Evgeny Kuzin <[email protected]> writes:
> We've been running into an issue with "target_session_attrs" when using
> dns-based service discovery. Currently, when libpq connects to a host with
> multiple A-records and the connection succeeds but is rejected due to
> target_session_attrs mismatch (e.g., connecting to a read-only server with
> target_session_attrs=read-write), it skips all remaining addresses for that
> hostname and moves directly to the next host in the connection string.

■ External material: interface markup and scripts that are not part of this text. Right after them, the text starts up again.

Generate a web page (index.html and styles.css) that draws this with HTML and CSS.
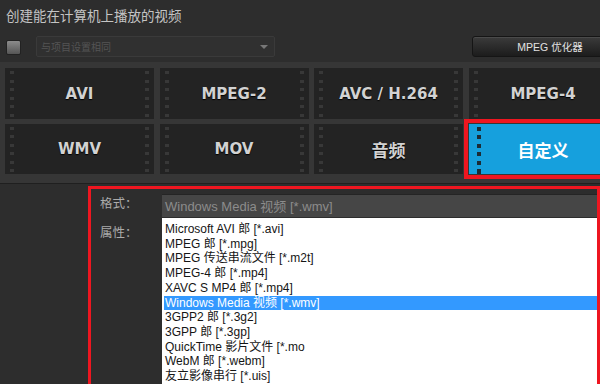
FILE: index.html
```html
<!DOCTYPE html>
<html lang="zh">
<head>
  <meta charset="UTF-8" />
  <title>创建能在计算机上播放的视频</title>
  <link rel="stylesheet" href="styles.css">
</head>
<body>
  <div class="title">创建能在计算机上播放的视频</div>

  <div class="toolbar">
    <span class="check"></span>
    <div class="preset">
      <span>与项目设置相同</span>
      <span class="caret"></span>
    </div>
    <button class="optimizer">MPEG 优化器</button>
  </div>

  <div class="formats">
    <div class="tile">AVI</div>
    <div class="tile">MPEG-2</div>
    <div class="tile">AVC / H.264</div>
    <div class="tile">MPEG-4</div>
    <div class="tile">WMV</div>
    <div class="tile">MOV</div>
    <div class="tile cjk">音频</div>
    <div class="tile cjk selected">自定义</div>
  </div>

  <div class="detail">
    <div class="label first">格式：</div>
    <div class="current">Windows Media 视频 [*.wmv]</div>
    <div class="label">属性：</div>
    <ul class="list">
      <li>Microsoft AVI 郎 [*.avi]</li>
      <li>MPEG 郎 [*.mpg]</li>
      <li>MPEG 传送串流文件 [*.m2t]</li>
      <li>MPEG-4 郎 [*.mp4]</li>
      <li>XAVC S MP4 郎 [*.mp4]</li>
      <li class="active">Windows Media 视频 [*.wmv]</li>
      <li>3GPP2 郎 [*.3g2]</li>
      <li>3GPP 郎 [*.3gp]</li>
      <li>QuickTime 影片文件 [*.mo</li>
      <li>WebM 郎 [*.webm]</li>
      <li>友立影像串行 [*.uis]</li>
    </ul>
  </div>
</body>
</html>
```

FILE: styles.css
```css
body {
  margin: 0;
  width: 600px;
  height: 384px;
  overflow: hidden;
  background-color: #2d2d2d;
  font-family: "Liberation Sans", "Noto Sans CJK SC", sans-serif;
}
.title {
  padding: 8px 0 0 6px;
  font-size: 13.5px;
  line-height: 18px;
  color: #c4c4c4;
}
.toolbar {
  display: flex;
  align-items: center;
  margin-top: 10px;
  height: 21px;
}
.check {
  flex: none;
  width: 13px;
  height: 13px;
  margin-left: 6px;
  margin-top: 2px;
  border: 1px solid #222;
  border-radius: 2px;
  background: linear-gradient(#8c8c8c, #555);
}
.preset {
  flex: none;
  display: flex;
  align-items: center;
  justify-content: space-between;
  box-sizing: border-box;
  width: 239px;
  height: 21px;
  margin-left: 15px;
  padding: 0 6px 0 4px;
  background-color: #303030;
  border: 1px solid #3a3a3a;
  border-radius: 2px;
  font-size: 10px;
  color: #545454;
}
.caret {
  width: 0;
  height: 0;
  border-left: 4px solid transparent;
  border-right: 4px solid transparent;
  border-top: 4px solid #777;
}
.optimizer {
  flex: none;
  box-sizing: border-box;
  width: 156px;
  height: 21px;
  margin-left: 197px;
  background: linear-gradient(#3b3b3b, #1c1c1c);
  border: 1px solid #151515;
  border-radius: 3px;
  box-shadow: inset 0 1px 0 #4a4a4a;
  font-family: "Liberation Sans", "Noto Sans CJK SC", sans-serif;
  font-size: 10.5px;
  color: #e2e2e2;
}
.formats {
  display: grid;
  grid-template-columns: repeat(4, 149px);
  grid-template-rows: 51px 50px;
  gap: 5px 5.5px;
  margin-top: 5px;
  padding: 6px 0 9px 5px;
  background-color: #363636;
  border-bottom: 1px solid #1f1f1f;
}
.tile {
  position: relative;
  display: flex;
  align-items: center;
  justify-content: center;
  background-color: #232323;
  font-family: "DejaVu Sans", sans-serif;
  font-weight: bold;
  font-size: 15px;
  color: #d2d2d2;
  text-shadow: 0 1px 1px #000;
}
.tile::before,
.tile::after {
  content: "";
  position: absolute;
  top: 3px;
  bottom: 0;
  width: 4px;
  background: repeating-linear-gradient(#383838 0 3px, transparent 3px 8.5px);
}
.tile::before { left: 5px; }
.tile::after { right: 5px; }
.cjk {
  font-family: "Noto Sans CJK SC", sans-serif;
  font-size: 17px;
}
.selected {
  background-color: #16a0dd;
  color: #fff;
  text-shadow: none;
  outline: 4px solid #ee1620;
  outline-offset: 1px;
}
.selected::before {
  left: 8px;
  background: repeating-linear-gradient(#1c2c36 0 4px, transparent 4px 8.5px);
}
.selected::after { display: none; }
.detail {
  display: grid;
  grid-template-columns: 62px 1fr;
  grid-template-rows: 23px 1fr;
  row-gap: 1px;
  box-sizing: border-box;
  width: 512px;
  height: 210px;
  margin: 2px 0 0 88px;
  padding: 5px 0 0 9px;
  border: 3px solid #ee1620;
  border-right-width: 3px;
}
.label {
  padding-top: 6px;
  font-family: "Noto Sans CJK SC", sans-serif;
  font-size: 12.5px;
  line-height: 16px;
  color: #ababab;
}
.label.first { padding-top: 1px; }
.current {
  padding: 1px 0 0 3px;
  background-color: #464646;
  border-top: 1px solid #252525;
  font-size: 13px;
  line-height: 21px;
  color: #8c8c8c;
}
.list {
  margin: 0;
  padding: 4px 0 0 2px;
  list-style: none;
  background-color: #fff;
  font-size: 12px;
  line-height: 14.7px;
  color: #151515;
}
.list li { padding-left: 1px; }
.list .active {
  background-color: #3399ff;
  color: #fff;
}
```
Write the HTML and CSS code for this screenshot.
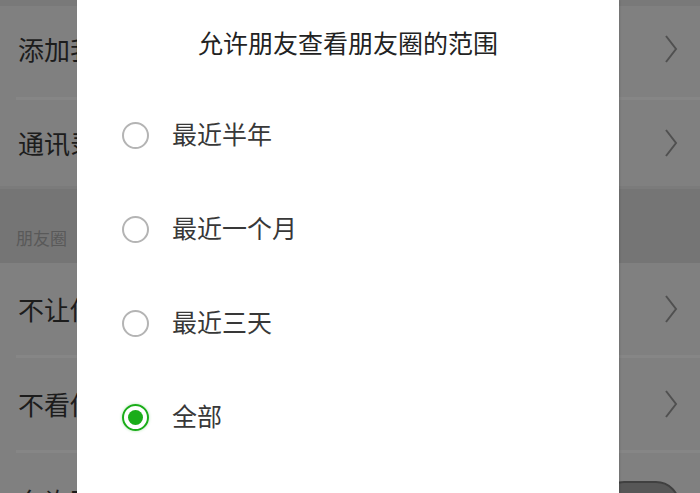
FILE: index.html
```html
<!DOCTYPE html>
<html lang="zh-CN">
<head>
<meta charset="utf-8">
<title>朋友圈权限</title>
<link rel="stylesheet" href="styles.css">
</head>
<body>
<div class="page">
  <div class="settings">
    <div class="gap-top"></div>
    <div class="row row-first">
      <span class="row-label">添加我的方式</span>
      <svg class="chevron" viewBox="0 0 14 30" width="14" height="30"><polyline points="2,2 12,15 2,28" /></svg>
    </div>
    <div class="sep"></div>
    <div class="row row-second">
      <span class="row-label">通讯录黑名单</span>
      <svg class="chevron" viewBox="0 0 14 30" width="14" height="30"><polyline points="2,2 12,15 2,28" /></svg>
    </div>
    <div class="section-head"><span>朋友圈</span></div>
    <div class="row">
      <span class="row-label">不让他(她)看</span>
      <svg class="chevron" viewBox="0 0 14 30" width="14" height="30"><polyline points="2,2 12,15 2,28" /></svg>
    </div>
    <div class="sep"></div>
    <div class="row">
      <span class="row-label">不看他(她)</span>
      <svg class="chevron" viewBox="0 0 14 30" width="14" height="30"><polyline points="2,2 12,15 2,28" /></svg>
    </div>
    <div class="sep"></div>
    <div class="row row-switch">
      <span class="row-label">允许陌生人查看十条朋友圈</span>
      <span class="switch"></span>
    </div>
  </div>

  <div class="dialog">
    <div class="dialog-title">允许朋友查看朋友圈的范围</div>
    <div class="options">
      <div class="option"><span class="radio"></span><span class="option-label">最近半年</span></div>
      <div class="option"><span class="radio"></span><span class="option-label">最近一个月</span></div>
      <div class="option"><span class="radio"></span><span class="option-label">最近三天</span></div>
      <div class="option"><span class="radio radio-checked"></span><span class="option-label">全部</span></div>
    </div>
  </div>
</div>
</body>
</html>
```

FILE: styles.css
```css
* { box-sizing: border-box; }

html, body {
  margin: 0;
  padding: 0;
}

body {
  width: 700px;
  height: 493px;
  overflow: hidden;
  font-family: "Noto Sans CJK SC", "Noto Sans", sans-serif;
  background: #808080;
}

.page {
  position: relative;
  width: 700px;
  height: 493px;
  overflow: hidden;
}

/* dimmed settings list behind the dialog */
.settings {
  display: flex;
  flex-direction: column;
}

.gap-top {
  height: 6px;
  background: #797979;
}

.row {
  height: 92px;
  flex-shrink: 0;
  display: flex;
  align-items: center;
  justify-content: space-between;
  padding: 0 22px 0 18px;
  background: #808080;
}

.row-first {
  height: 91px;
  padding-bottom: 5px;
}

.row-second {
  height: 86px;
}

.row-switch {
  align-items: flex-start;
  padding-top: 31px;
  padding-right: 20px;
}

.row-label {
  font-size: 26px;
  line-height: 34px;
  color: #1c1c1c;
  white-space: nowrap;
}

.chevron {
  display: block;
  fill: none;
  stroke: #505050;
  stroke-width: 2;
}

.sep {
  height: 3px;
  flex-shrink: 0;
  margin-left: 16px;
  background: #868686;
}

.section-head {
  height: 77px;
  flex-shrink: 0;
  background: #757575;
  display: flex;
  align-items: flex-end;
  padding: 0 0 13px 16px;
  border-top: 3px solid #7b7b7b;
}

.section-head span {
  font-size: 17px;
  line-height: 24px;
  color: #595959;
}

.switch {
  display: block;
  flex-shrink: 0;
  width: 80px;
  height: 48px;
  margin-top: -3px;
  border-radius: 24px;
  background: #575757;
  border: 2px solid #404040;
}

/* dialog on top of the dimmed page */
.dialog {
  position: absolute;
  left: 77px;
  top: 0;
  width: 542px;
  height: 493px;
  background: #fff;
  box-shadow: 1px 0 2px rgba(0, 0, 0, 0.12);
}

.dialog-title {
  margin-top: 25px;
  font-size: 25px;
  line-height: 35px;
  text-align: center;
  color: #222;
}

.options {
  margin-top: 28px;
  display: flex;
  flex-direction: column;
}

.option {
  height: 94px;
  display: flex;
  align-items: center;
  gap: 23px;
  padding-left: 45px;
}

.option-label {
  font-size: 25px;
  line-height: 35px;
  color: #383838;
  margin-top: -3px;
}

.radio {
  width: 27px;
  height: 27px;
  border-radius: 50%;
  border: 2px solid #b4b4b4;
  flex-shrink: 0;
  position: relative;
}

.radio-checked {
  border-color: #1aad19;
  box-shadow: 0 0 3px rgba(26, 173, 25, 0.35);
}

.radio-checked::after {
  content: "";
  position: absolute;
  left: 4px;
  top: 4px;
  width: 15px;
  height: 15px;
  border-radius: 50%;
  background: #1aad19;
}
```
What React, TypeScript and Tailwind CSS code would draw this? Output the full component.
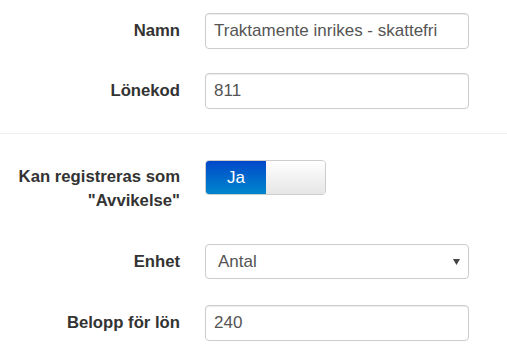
export default function App() {
  const labelCls =
    "w-[180px] shrink-0 text-right text-[16.7px] font-bold text-[#333]";
  const inputCls =
    "w-[264px] h-[36px] rounded-[4px] border border-[#ccc] bg-white px-[8px] text-[17px] text-[#555] shadow-[inset_0_1px_1px_rgba(0,0,0,0.075)] outline-none";

  return (
    <div className="w-[507px] h-[357px] bg-white overflow-hidden font-['Liberation_Sans',Arial,sans-serif]">
      {/* Namn */}
      <div className="flex items-center gap-[25px] pt-[13px]">
        <label className={labelCls}>Namn</label>
        <input className={inputCls} defaultValue="Traktamente inrikes - skattefri" />
      </div>

      {/* Lönekod */}
      <div className="flex items-center gap-[25px] mt-[24px]">
        <label className={labelCls}>Lönekod</label>
        <input className={inputCls} defaultValue="811" />
      </div>

      <div className="mt-[24px] border-t border-[#eee]" />

      {/* Avvikelse */}
      <div className="flex items-start gap-[25px] mt-[26px]">
        <label className={labelCls + " leading-[24px] pt-[5px]"}>
          Kan registreras som
          <br />
          "Avvikelse"
        </label>
        <div className="flex w-[121px] h-[35px] rounded-[4px] border border-[#ccc] overflow-hidden">
          <div className="w-[60px] flex items-center justify-center bg-gradient-to-b from-[#0046c9] to-[#0086cc] text-white text-[17px]">
            Ja
          </div>
          <div className="flex-1 bg-gradient-to-b from-white to-[#e6e6e6]" />
        </div>
      </div>

      {/* Enhet */}
      <div className="flex items-center gap-[25px] mt-[31px]">
        <label className={labelCls}>Enhet</label>
        <div className="relative w-[264px] h-[35px] rounded-[4px] border border-[#ccc] bg-white flex items-center pl-[12px] text-[17px] text-[#555]">
          Antal
          <svg
            className="absolute right-[8px] top-1/2 -translate-y-1/2"
            width="7"
            height="6"
            viewBox="0 0 7 6"
          >
            <path d="M0 0h7L3.5 6z" fill="#444" />
          </svg>
        </div>
      </div>

      {/* Belopp för lön */}
      <div className="flex items-center gap-[25px] mt-[26px]">
        <label className={labelCls}>Belopp för lön</label>
        <input className={inputCls + " h-[35px]"} defaultValue="240" />
      </div>
    </div>
  );
}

> Looking at git history, I found this was a deliberate choice by Robert Haas
> in commit 721f7bd3cbc (2016), where he noted "I changed Mithun's patch to
> skip all remaining IPs for a host if we reject a connection based on this new
> parameter." The original mailing list discussion is at [1], though I wasn't
> able to find a clear explanation of why this approach was preferred over
> trying all addresses.
> This makes it impractical to use a single multi-A-record DNS name pointing to
> all cluster members with target_session_attrs=read-write to find the primary
> - only the first responding IP is tried before giving up on that hostname.
> The attached patch changes the behavior to try all addresses for a hostname
> before moving to the next host, matching the existing behavior for connection
> failures. This would enable simpler DNS-based service discovery without
> requiring external tools like Consul or explicit multi-host connection
> strings.
TBH, I'd say that your DNS setup is broken and you should fix it.
It makes no sense to have the same DNS entry pointing to both
read-write and read-only hosts. The proposed patch will mainly
result in useless connection attempts in more-sanely-constructed
setups.
regards, tom lane